_Set task_. Take every line from the listing below that contains "Tailwind".

_Data section_.
++++++

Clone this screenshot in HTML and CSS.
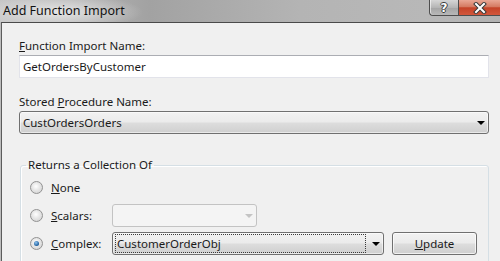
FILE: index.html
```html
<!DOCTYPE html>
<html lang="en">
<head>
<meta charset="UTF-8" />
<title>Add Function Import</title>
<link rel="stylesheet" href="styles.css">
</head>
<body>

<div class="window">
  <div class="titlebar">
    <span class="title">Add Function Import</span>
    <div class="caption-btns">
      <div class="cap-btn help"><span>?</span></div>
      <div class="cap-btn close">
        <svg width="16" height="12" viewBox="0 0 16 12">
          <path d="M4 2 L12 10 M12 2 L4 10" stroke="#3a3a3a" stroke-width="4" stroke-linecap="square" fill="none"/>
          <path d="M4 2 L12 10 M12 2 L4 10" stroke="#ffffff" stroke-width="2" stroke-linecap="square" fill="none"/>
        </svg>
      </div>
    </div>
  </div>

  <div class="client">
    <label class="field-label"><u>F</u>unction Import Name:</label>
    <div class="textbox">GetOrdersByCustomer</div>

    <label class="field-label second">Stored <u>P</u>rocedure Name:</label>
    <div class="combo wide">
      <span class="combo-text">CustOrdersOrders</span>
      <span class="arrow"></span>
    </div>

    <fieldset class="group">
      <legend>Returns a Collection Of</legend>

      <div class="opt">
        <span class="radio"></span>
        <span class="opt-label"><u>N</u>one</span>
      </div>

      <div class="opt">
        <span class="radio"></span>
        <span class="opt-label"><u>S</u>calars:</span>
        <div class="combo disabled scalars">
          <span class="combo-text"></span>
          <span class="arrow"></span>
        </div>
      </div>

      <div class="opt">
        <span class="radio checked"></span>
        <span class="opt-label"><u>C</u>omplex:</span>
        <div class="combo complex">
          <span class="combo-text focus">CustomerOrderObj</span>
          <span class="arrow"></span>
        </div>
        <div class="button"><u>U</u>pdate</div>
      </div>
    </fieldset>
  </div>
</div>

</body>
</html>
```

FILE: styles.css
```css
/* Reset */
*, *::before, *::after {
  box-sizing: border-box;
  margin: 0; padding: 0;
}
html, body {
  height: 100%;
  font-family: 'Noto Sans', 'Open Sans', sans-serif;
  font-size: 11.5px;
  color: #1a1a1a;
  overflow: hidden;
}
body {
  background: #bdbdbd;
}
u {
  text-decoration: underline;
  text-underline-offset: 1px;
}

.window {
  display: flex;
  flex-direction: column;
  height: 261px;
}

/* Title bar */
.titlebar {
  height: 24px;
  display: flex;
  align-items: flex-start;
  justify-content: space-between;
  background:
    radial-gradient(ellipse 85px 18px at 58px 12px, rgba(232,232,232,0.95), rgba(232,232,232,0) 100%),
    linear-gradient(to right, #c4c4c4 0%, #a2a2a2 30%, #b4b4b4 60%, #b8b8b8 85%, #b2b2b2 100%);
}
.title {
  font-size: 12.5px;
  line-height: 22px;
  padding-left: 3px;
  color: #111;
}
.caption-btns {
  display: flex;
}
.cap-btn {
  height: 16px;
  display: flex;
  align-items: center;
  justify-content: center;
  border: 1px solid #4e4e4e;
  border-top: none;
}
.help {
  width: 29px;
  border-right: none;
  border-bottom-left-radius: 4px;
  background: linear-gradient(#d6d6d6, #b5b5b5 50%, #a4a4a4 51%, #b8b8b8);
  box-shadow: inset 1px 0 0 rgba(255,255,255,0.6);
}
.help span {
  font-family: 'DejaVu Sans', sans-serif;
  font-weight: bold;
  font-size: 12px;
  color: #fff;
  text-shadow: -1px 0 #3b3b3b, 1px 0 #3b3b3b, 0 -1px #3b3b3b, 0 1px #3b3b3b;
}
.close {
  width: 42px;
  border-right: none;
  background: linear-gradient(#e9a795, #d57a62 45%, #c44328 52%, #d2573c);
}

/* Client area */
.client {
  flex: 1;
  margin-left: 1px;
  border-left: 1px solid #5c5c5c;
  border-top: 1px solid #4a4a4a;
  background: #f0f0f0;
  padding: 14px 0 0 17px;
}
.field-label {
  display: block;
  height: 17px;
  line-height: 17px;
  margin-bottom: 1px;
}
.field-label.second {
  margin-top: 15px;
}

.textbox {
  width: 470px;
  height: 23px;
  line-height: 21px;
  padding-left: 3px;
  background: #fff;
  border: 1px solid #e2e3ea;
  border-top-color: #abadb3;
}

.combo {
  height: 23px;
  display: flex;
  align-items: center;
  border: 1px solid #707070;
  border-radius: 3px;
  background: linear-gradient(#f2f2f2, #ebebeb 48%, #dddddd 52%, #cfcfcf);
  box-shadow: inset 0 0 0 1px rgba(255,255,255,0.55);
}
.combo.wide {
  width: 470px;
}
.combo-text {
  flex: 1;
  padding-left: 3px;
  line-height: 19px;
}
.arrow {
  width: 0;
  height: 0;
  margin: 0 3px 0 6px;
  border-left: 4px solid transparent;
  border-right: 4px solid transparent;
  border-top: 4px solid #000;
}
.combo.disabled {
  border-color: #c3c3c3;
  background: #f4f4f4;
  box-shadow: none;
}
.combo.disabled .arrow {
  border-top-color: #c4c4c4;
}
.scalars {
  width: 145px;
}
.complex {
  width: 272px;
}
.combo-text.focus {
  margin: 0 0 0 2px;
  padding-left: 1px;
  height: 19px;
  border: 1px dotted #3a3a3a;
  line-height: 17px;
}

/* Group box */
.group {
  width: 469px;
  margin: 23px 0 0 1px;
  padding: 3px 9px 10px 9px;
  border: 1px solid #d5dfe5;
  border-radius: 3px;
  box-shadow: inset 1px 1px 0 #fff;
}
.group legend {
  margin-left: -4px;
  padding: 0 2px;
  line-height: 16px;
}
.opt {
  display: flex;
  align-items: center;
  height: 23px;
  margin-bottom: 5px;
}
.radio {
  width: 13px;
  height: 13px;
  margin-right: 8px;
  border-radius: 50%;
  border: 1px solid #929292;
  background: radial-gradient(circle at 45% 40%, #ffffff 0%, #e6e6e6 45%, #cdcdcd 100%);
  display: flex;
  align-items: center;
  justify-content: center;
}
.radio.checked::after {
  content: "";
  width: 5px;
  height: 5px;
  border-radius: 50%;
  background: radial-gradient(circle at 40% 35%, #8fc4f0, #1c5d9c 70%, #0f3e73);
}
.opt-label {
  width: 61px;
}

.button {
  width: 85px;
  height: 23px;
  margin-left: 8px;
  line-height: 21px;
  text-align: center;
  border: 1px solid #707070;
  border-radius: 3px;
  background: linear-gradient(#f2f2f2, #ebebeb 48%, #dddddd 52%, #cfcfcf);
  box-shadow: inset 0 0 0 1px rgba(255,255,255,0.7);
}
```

++++++

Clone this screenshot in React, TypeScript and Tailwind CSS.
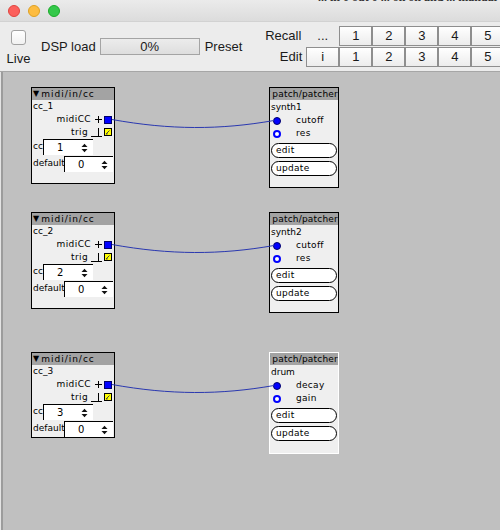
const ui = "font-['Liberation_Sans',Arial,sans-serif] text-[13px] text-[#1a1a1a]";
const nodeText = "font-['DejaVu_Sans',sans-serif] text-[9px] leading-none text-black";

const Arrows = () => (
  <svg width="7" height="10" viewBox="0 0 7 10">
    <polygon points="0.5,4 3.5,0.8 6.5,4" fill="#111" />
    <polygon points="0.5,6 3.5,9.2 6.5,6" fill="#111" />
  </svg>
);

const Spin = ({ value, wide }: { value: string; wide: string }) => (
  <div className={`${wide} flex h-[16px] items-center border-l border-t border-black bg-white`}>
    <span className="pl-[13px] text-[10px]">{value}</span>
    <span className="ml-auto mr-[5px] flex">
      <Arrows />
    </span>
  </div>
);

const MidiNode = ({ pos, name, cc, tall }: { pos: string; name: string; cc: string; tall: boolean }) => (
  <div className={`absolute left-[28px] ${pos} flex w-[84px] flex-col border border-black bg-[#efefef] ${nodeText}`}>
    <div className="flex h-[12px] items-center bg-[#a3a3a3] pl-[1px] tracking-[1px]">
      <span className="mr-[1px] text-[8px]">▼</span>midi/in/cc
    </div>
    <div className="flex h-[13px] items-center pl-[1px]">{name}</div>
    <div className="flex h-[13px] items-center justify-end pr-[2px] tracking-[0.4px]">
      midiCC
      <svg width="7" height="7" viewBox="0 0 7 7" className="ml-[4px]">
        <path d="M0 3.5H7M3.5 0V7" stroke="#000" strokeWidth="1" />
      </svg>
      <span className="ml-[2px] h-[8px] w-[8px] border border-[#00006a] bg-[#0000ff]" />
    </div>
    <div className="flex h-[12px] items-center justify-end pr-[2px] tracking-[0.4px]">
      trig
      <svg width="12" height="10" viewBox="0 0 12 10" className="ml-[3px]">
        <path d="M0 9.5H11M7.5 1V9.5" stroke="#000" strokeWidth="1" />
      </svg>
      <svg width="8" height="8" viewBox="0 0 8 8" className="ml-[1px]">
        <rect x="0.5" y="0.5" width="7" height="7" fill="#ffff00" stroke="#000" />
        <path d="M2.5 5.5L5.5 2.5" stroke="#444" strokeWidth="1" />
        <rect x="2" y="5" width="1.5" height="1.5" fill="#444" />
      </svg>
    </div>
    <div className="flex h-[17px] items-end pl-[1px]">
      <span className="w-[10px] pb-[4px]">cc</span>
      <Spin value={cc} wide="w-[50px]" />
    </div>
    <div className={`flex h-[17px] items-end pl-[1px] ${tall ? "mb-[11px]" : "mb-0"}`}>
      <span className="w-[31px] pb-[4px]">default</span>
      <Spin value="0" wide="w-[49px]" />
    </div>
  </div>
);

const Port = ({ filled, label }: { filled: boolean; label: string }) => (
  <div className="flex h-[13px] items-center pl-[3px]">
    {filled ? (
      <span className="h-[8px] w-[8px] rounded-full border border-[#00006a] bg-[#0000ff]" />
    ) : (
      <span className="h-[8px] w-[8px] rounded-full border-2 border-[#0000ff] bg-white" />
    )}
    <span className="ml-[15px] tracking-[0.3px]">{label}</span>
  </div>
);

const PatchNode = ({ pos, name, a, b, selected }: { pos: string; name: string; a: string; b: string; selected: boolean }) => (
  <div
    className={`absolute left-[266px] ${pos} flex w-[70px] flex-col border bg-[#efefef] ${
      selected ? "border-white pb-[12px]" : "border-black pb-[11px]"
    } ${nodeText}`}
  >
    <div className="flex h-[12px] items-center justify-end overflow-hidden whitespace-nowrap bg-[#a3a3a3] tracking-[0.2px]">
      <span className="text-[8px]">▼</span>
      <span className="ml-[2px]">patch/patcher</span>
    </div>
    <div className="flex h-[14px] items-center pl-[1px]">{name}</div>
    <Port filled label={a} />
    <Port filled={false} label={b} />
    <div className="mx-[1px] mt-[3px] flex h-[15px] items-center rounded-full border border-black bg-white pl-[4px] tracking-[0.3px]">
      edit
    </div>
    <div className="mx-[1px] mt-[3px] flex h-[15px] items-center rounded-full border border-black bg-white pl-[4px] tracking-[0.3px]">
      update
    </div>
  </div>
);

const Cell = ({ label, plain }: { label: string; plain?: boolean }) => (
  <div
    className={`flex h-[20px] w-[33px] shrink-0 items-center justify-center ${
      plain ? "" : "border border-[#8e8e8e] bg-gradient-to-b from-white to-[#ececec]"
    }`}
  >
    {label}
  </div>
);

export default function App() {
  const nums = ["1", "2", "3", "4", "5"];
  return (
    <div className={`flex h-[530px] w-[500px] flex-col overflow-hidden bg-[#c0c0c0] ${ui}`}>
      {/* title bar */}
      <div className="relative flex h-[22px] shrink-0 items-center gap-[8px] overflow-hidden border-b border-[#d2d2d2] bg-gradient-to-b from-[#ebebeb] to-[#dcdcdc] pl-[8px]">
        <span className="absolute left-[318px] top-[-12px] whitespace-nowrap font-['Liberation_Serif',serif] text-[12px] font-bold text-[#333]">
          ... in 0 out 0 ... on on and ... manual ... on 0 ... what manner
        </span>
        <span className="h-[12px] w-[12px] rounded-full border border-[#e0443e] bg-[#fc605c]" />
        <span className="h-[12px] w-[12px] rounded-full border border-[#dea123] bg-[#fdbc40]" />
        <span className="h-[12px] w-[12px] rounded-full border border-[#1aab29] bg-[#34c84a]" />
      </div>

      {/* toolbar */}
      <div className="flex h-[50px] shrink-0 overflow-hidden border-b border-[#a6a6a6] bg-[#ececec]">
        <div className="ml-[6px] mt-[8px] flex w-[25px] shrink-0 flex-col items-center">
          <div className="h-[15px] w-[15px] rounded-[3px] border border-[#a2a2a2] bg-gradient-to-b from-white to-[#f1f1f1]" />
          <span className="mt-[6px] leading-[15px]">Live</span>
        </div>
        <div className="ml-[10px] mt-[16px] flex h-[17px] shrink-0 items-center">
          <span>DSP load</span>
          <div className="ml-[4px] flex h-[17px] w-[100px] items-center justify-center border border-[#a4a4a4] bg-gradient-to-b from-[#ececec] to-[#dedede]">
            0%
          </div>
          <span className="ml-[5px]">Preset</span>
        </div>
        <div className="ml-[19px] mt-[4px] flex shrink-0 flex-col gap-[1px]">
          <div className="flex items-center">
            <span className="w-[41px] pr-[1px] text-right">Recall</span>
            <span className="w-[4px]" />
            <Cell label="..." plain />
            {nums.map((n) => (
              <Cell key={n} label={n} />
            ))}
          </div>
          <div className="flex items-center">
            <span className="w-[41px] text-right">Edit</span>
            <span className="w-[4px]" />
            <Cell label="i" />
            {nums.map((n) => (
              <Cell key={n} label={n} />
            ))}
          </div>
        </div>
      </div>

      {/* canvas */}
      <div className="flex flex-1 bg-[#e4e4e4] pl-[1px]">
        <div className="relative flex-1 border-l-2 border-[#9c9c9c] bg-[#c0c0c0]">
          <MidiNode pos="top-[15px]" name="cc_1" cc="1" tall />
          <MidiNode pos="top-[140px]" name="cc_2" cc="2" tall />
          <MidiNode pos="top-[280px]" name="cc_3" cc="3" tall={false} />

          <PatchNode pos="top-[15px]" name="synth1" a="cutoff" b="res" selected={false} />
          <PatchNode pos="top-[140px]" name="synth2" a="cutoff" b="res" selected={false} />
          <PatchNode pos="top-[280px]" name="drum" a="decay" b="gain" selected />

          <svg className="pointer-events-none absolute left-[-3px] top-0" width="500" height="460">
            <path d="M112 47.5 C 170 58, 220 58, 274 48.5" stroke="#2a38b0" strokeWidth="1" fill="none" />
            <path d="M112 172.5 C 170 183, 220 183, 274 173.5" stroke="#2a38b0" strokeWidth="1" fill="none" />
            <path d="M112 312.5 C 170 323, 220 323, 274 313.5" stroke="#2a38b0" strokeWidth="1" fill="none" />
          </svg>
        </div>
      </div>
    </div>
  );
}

++++++

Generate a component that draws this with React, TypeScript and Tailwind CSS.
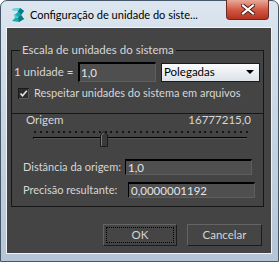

++++++

_The completed task_.
Clone this screenshot in React, TypeScript and Tailwind CSS.
Generate a component that draws this with React, TypeScript and Tailwind CSS.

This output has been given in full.